Evaluation Results Structure

Evaluation results from myevaluatev2.py are stored in /data/cmpe249-fa22/Mymodels/eval/ with the naming convention: datasetname + modelname + epochnumber.

Each evaluation folder (e.g., /data/cmpe249-fa22/Mymodels/eval/waymokitti_dataset_mysecond_epoch128/) contains:

Detection Results (saved by detection function):

  • result.pkl: Detection results in KITTI format (det_annos array) used for evaluation

  • ret_dicts.pkl: Detection results, ground truth, and inference time for each frame

  • txtresults: Detection results in KITTI format with 2D bounding boxes converted from 3D bounding boxes

  • {dataset}_{model}_{epoch}_frame_{n}.pkl: Complete frame data with original LiDAR points and ground truth for visualization with visonebatch.py

Evaluation Results (saved by runevaluation function):

  • result_str.txt: KITTI evaluation results

  • result_dict.pkl: Recall-related evaluation data

Evaluation Process

The runevaluation function processes detection results as follows:

  1. Input Processing: Takes det_annos from detection results

  2. Data Extraction: Retrieves info from dataset.infos, where each annotation dictionary contains:

    • point_cloud, frame_id, metadata, image, annos, pose

    • num_points_of_each_lidar (5 LiDAR sensors)

  3. Ground Truth Processing: The annos key contains gt_boxes_lidar (63,9), dimensions, location, heading_angles, etc.
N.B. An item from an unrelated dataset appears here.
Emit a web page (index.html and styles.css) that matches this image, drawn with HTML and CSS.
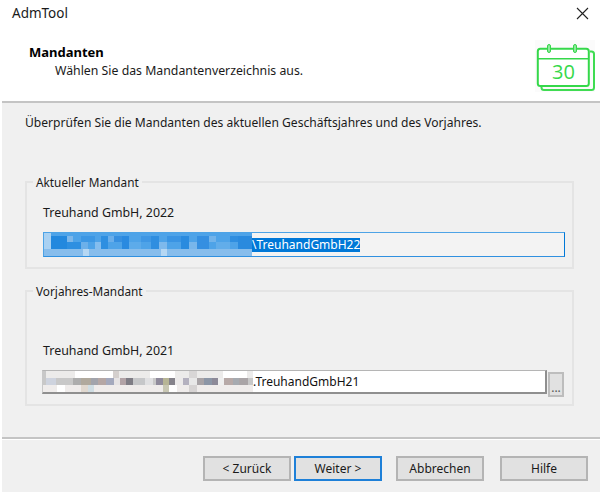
FILE: index.html
```html
<!DOCTYPE html>
<html lang="de">
<head>
<meta charset="utf-8">
<title>AdmTool</title>
<link rel="stylesheet" href="styles.css">
</head>
<body>
<div class="window">
  <div class="top">
    <div class="titlebar">
      <span class="app-title">AdmTool</span>
      <svg class="close" width="13" height="13" viewBox="0 0 13 13"><path d="M1 1L12 12M12 1L1 12" stroke="#222" stroke-width="1.1" fill="none"/></svg>
    </div>
    <div class="header">
      <div class="heading">
        <div class="heading-title">Mandanten</div>
        <div class="heading-sub">Wählen Sie das Mandantenverzeichnis aus.</div>
      </div>
      <svg class="calendar" width="60" height="52" viewBox="0 0 60 52">
        <rect x="0" y="0" width="60" height="52" fill="#fbfbfb"/>
        <path d="M55 11.5h1.5a2.5 2.5 0 0 1 2.500 2.500V47.500a2.500 2.500 0 0 1-2.500 2.500H9a2.500 2.500 0 0 1-2.500-2.500V46" fill="none" stroke="#3fdc52" stroke-width="2"/>
        <rect x="2.800" y="8.800" width="51" height="37.200" rx="2.500" fill="#fff" stroke="#35d84a" stroke-width="2"/>
        <path d="M3 18.800H54" stroke="#35d84a" stroke-width="1.600"/>
        <rect x="12.500" y="4.500" width="3" height="8" rx="1.500" fill="#8ce89a" stroke="#35d84a"/>
        <rect x="38.500" y="4.500" width="3" height="8" rx="1.500" fill="#8ce89a" stroke="#35d84a"/>
        <text x="28.500" y="38.500" text-anchor="middle" class="cal-text">30</text>
      </svg>
    </div>
  </div>
  <div class="main">
    <p class="intro">Überprüfen Sie die Mandanten des aktuellen Geschäftsjahres und des Vorjahres.</p>
    <fieldset class="group group-current">
      <legend>Aktueller Mandant</legend>
      <div class="client">Treuhand GmbH, 2022</div>
      <div class="field field-active">
        <svg class="mosaic" width="208" height="23" viewBox="0 0 208 23" shape-rendering="crispEdges">
          <rect width="208" height="16" fill="#4ea3e8"/>
          <rect x="0" width="7" height="16" fill="#a9d1f2"/>
          <rect x="7" y="3" width="16" height="13" fill="#2388de"/>
          <rect x="23" y="3" width="6" height="6" fill="#7db7ea"/>
          <rect x="23" y="9" width="14" height="7" fill="#2e8fe1"/>
          <rect x="37" y="3" width="14" height="6" fill="#3c97e4"/>
          <rect x="37" y="9" width="7" height="7" fill="#6cb0ea"/>
          <rect x="51" y="9" width="6" height="7" fill="#84bdee"/>
          <rect x="57" y="3" width="7" height="13" fill="#2e8fe1"/>
          <rect x="64" y="3" width="6" height="6" fill="#6aaeea"/>
          <rect x="70" y="3" width="8" height="6" fill="#368fe0"/>
          <rect x="78" y="3" width="7" height="13" fill="#2a8ae0"/>
          <rect x="85" y="9" width="12" height="7" fill="#5dabea"/>
          <rect x="97" y="3" width="10" height="6" fill="#3f97e4"/>
          <rect x="107" y="3" width="8" height="13" fill="#2f8ee0"/>
          <rect x="115" y="9" width="8" height="7" fill="#7eb9ec"/>
          <rect x="123" y="3" width="14" height="6" fill="#3a94e3"/>
          <rect x="137" y="3" width="8" height="13" fill="#2a8bdf"/>
          <rect x="145" y="9" width="8" height="7" fill="#78b6eb"/>
          <rect x="153" y="3" width="12" height="13" fill="#358fe1"/>
          <rect x="165" y="3" width="7" height="6" fill="#72b3ea"/>
          <rect x="172" y="9" width="14" height="7" fill="#62adea"/>
          <rect x="186" y="3" width="8" height="6" fill="#2f8ee0"/>
          <rect x="194" y="3" width="14" height="13" fill="#2a8ade"/>
          <rect y="16" width="208" height="7" fill="#87bdec"/>
          <rect x="39" y="16" width="6" height="7" fill="#b5d7f3"/>
          <rect x="117" y="16" width="6" height="7" fill="#b5d7f3"/>
        </svg><span class="path-text path-selected">\TreuhandGmbH22</span>
      </div>
    </fieldset>
    <fieldset class="group group-previous">
      <legend>Vorjahres-Mandant</legend>
      <div class="client">Treuhand GmbH, 2021</div>
      <div class="field-row">
        <div class="field field-plain">
          <svg class="mosaic" width="210" height="21" viewBox="0 0 210 21" shape-rendering="crispEdges">
            <rect width="210" height="7" fill="#ecebea"/>
            <rect x="0" width="3" height="21" fill="#c8c8c8"/>
            <rect x="32" width="38" height="7" fill="#fff"/>
            <rect x="70" width="6" height="7" fill="#d4cfcd"/>
            <rect x="107" width="25" height="7" fill="#fff"/>
            <rect x="146" width="8" height="7" fill="#d8d6d6"/>
            <rect x="180" width="24" height="7" fill="#fff"/>
            <rect y="7" width="210" height="7" fill="#c8c8c8"/>
            <rect x="3" y="7" width="10" height="7" fill="#ced3de"/>
            <rect x="30" y="7" width="8" height="7" fill="#adadad"/>
            <rect x="38" y="7" width="10" height="7" fill="#b0a99d"/>
            <rect x="48" y="7" width="7" height="7" fill="#a2a4ac"/>
            <rect x="55" y="7" width="8" height="7" fill="#b5a7a5"/>
            <rect x="63" y="7" width="8" height="7" fill="#a4a9bd"/>
            <rect x="71" y="7" width="6" height="7" fill="#e6e3e4"/>
            <rect x="77" y="7" width="6" height="7" fill="#b2a3a6"/>
            <rect x="83" y="7" width="7" height="7" fill="#7f7d85"/>
            <rect x="90" y="7" width="12" height="7" fill="#c6c7c9"/>
            <rect x="102" y="7" width="8" height="7" fill="#e0e0e2"/>
            <rect x="113" y="7" width="7" height="7" fill="#8f8a9b"/>
            <rect x="120" y="7" width="6" height="7" fill="#b7b596"/>
            <rect x="126" y="7" width="6" height="7" fill="#85838b"/>
            <rect x="132" y="7" width="8" height="7" fill="#eceaea"/>
            <rect x="140" y="7" width="6" height="7" fill="#b4b1bf"/>
            <rect x="146" y="7" width="8" height="7" fill="#e8e8e8"/>
            <rect x="154" y="7" width="7" height="7" fill="#a8a3a6"/>
            <rect x="161" y="7" width="8" height="7" fill="#8c96a6"/>
            <rect x="169" y="7" width="6" height="7" fill="#8d8a98"/>
            <rect x="175" y="7" width="6" height="7" fill="#efefef"/>
            <rect x="181" y="7" width="9" height="7" fill="#b7a9a7"/>
            <rect x="190" y="7" width="6" height="7" fill="#a6aab0"/>
            <rect x="196" y="7" width="9" height="7" fill="#aaa5a7"/>
            <rect y="14" width="210" height="7" fill="#efeceb"/>
            <rect x="14" y="14" width="8" height="7" fill="#fff"/>
            <rect x="38" y="14" width="7" height="7" fill="#e0d8cf"/>
            <rect x="45" y="14" width="6" height="7" fill="#cfdde3"/>
            <rect x="120" y="14" width="6" height="7" fill="#c8c7b3"/>
            <rect x="126" y="14" width="8" height="7" fill="#fff"/>
            <rect x="146" y="14" width="8" height="7" fill="#d6d3d3"/>
          </svg><span class="path-text">.TreuhandGmbH21</span>
        </div>
        <button class="browse" type="button">...</button>
      </div>
    </fieldset>
  </div>
  <div class="footer">
    <button class="btn" type="button">&lt; Zurück</button>
    <button class="btn btn-default" type="button">Weiter &gt;</button>
    <button class="btn btn-cancel" type="button">Abbrechen</button>
    <button class="btn btn-help" type="button">Hilfe</button>
  </div>
</div>
</body>
</html>
```
FILE: styles.css
```css
* { box-sizing: border-box; }
html, body { margin: 0; padding: 0; height: 100%; background: #fff; }
body {
  font-family: "Noto Sans", "Open Sans", "Liberation Sans", sans-serif;
  font-size: 12px;
  line-height: 16px;
  color: #1a1a1a;
}
.window {
  width: 600px;
  height: 492px;
  padding-left: 2px;
  display: flex;
  flex-direction: column;
}
.top {
  height: 101px;
  background: #fff;
}
.titlebar {
  height: 26px;
  padding: 5px 14px 0 10px;
  display: flex;
  justify-content: space-between;
  align-items: flex-start;
}
.app-title { font-size: 13.500px; }
.close { margin-top: 2px; margin-right: -3px; }
.header {
  display: flex;
  justify-content: space-between;
  align-items: flex-start;
  padding-left: 27px;
  padding-right: 5px;
}
.heading { padding-top: 18px; }
.heading-title { font-size: 13px; font-weight: 700; color: #000; }
.heading-sub { font-size: 12.300px; margin-left: 26px; margin-top: 3px; }
.calendar { margin-top: 14px; margin-right: 0; }
.cal-text {
  font-family: "Open Sans", sans-serif;
  font-size: 20px;
  fill: #35d84a;
}
.main {
  flex: 1;
  background: #f0f0f0;
  border-top: 2px solid #c4c4c4;
  padding: 0 26px 0 23px;
}
.intro { font-size: 12.080px; margin: 12px 0 0; }
.group {
  margin: 0;
  padding: 0;
  border: 2px solid #e4e4e4;
  min-width: 0;
}
.group legend {
  font-size: 11.800px;
  margin-left: 6px;
  padding: 0 3px;
  line-height: 16px;
}
.group-current { margin-top: 43px; height: 95px; }
.group-previous { margin-top: 14px; height: 123px; }
.client { font-size: 12.400px; padding-left: 16px; }
.group-current .client { margin-top: 15px; }
.group-previous .client { margin-top: 44px; }
.field {
  display: flex;
  align-items: center;
  height: 25px;
  font-size: 12px;
}
.mosaic { flex: none; display: block; }
.path-text { white-space: nowrap; }
.field-active {
  margin: 11px 7px 0 16px;
  border: 1px solid #0078d7;
  border-color: #4da3e6 #0078d7 #2f90e0 #4da3e6;
  background: #f3f3f3;
  padding: 0;
}
.path-selected {
  background: #0078d7;
  color: #fff;
  line-height: 14px;
}
.field-row {
  display: flex;
  margin: 11px 0 0 15px;
}
.field-plain {
  width: 505px;
  height: 24px;
  border: 1px solid #8f8f8f;
  border-width: 1px 2px 2px 1px;
  border-color: #b5b5b5 #8f8f8f #8f8f8f #c8c8c8;
  background: #fff;
  color: #111;
}
.browse {
  width: 16px;
  height: 25px;
  margin: 2px 0 0 1px;
  padding: 6px 0 0;
  font: inherit;
  color: #555;
  background: #e1e1e1;
  border: 2px solid #bdbdbd;
}
.footer {
  height: 55px;
  flex: none;
  background: #f0f0f0;
  border-top: 2px solid #c4c4c4;
  box-shadow: inset 0 1px 0 #fff;
  display: flex;
  align-items: flex-start;
  padding: 17px 0 0 201px;
}
.btn {
  width: 88px;
  height: 25px;
  padding: 0;
  font: inherit;
  color: #1a1a1a;
  background: #e1e1e1;
  border: 2px solid #b4b4b4;
}
.btn-default { margin-left: 3px; border-color: #1e80d8; }
.btn-cancel { margin-left: 14px; }
.btn-help { margin-left: 16px; }
```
  4. Format Conversion: Annotations are converted to eval_gt_annos using:

eval_det_annos = copy.deepcopy(det_annos)  # contains 'boxes_lidar' (N,7) key
eval_gt_annos = [copy.deepcopy(info['annos']) for info in datainfo]  # contains 'gt_boxes_lidar' (N,7) key
transform_annotations_to_kitti_format(eval_det_annos, map_name_to_kitti=map_name_to_kitti)
transform_annotations_to_kitti_format(
    eval_gt_annos, map_name_to_kitti=map_name_to_kitti, info_with_fakelidar=False)
result_str, result_dict = kitti_eval.get_official_eval_result(eval_gt_annos, eval_det_annos, class_names)

Visualization Example

3D Detection Results 3D detection results using WaymoKitti dataset and SECOND model

KITTI Dataset Processing

Dataset Info Generation

Run create_kitti_infos in mydetector3d/datasets/kitti/kitti_dataset.py to generate:

  • kitti_infos_train.pkl

  • kitti_infos_val.pkl

  • kitti_infos_trainval.pkl

  • kitti_infos_test.pkl

The process calls dataset.get_infos to generate each info file, processing files in sample_id_list via process_single_scene:

pc_info = {'num_features': 4, 'lidar_idx': sample_idx}
info['point_cloud'] = pc_info
image_info = {'image_idx': sample_idx, 'image_shape': self.get_image_shape(sample_idx)}
info['image'] = image_info
info['calib'] = calib_info
info['annos'] = annotations

Label Processing

Labels are extracted using self.get_label(sample_idx), which returns:

return object3d_kitti.get_objects_from_label(label_file)
    # |-------[Object3d(line) for line in lines]
    # |-----in mydetector3d/utils/object3d_kitti.py

Annotation Structure

Annotations are created from the object list, with each dictionary containing:

  • name: Class name string from obj.cls_type

  • truncated: Float (0=non-truncated, 1=truncated)

  • occluded: Integer (0=fully visible, 1,2,3=unknown)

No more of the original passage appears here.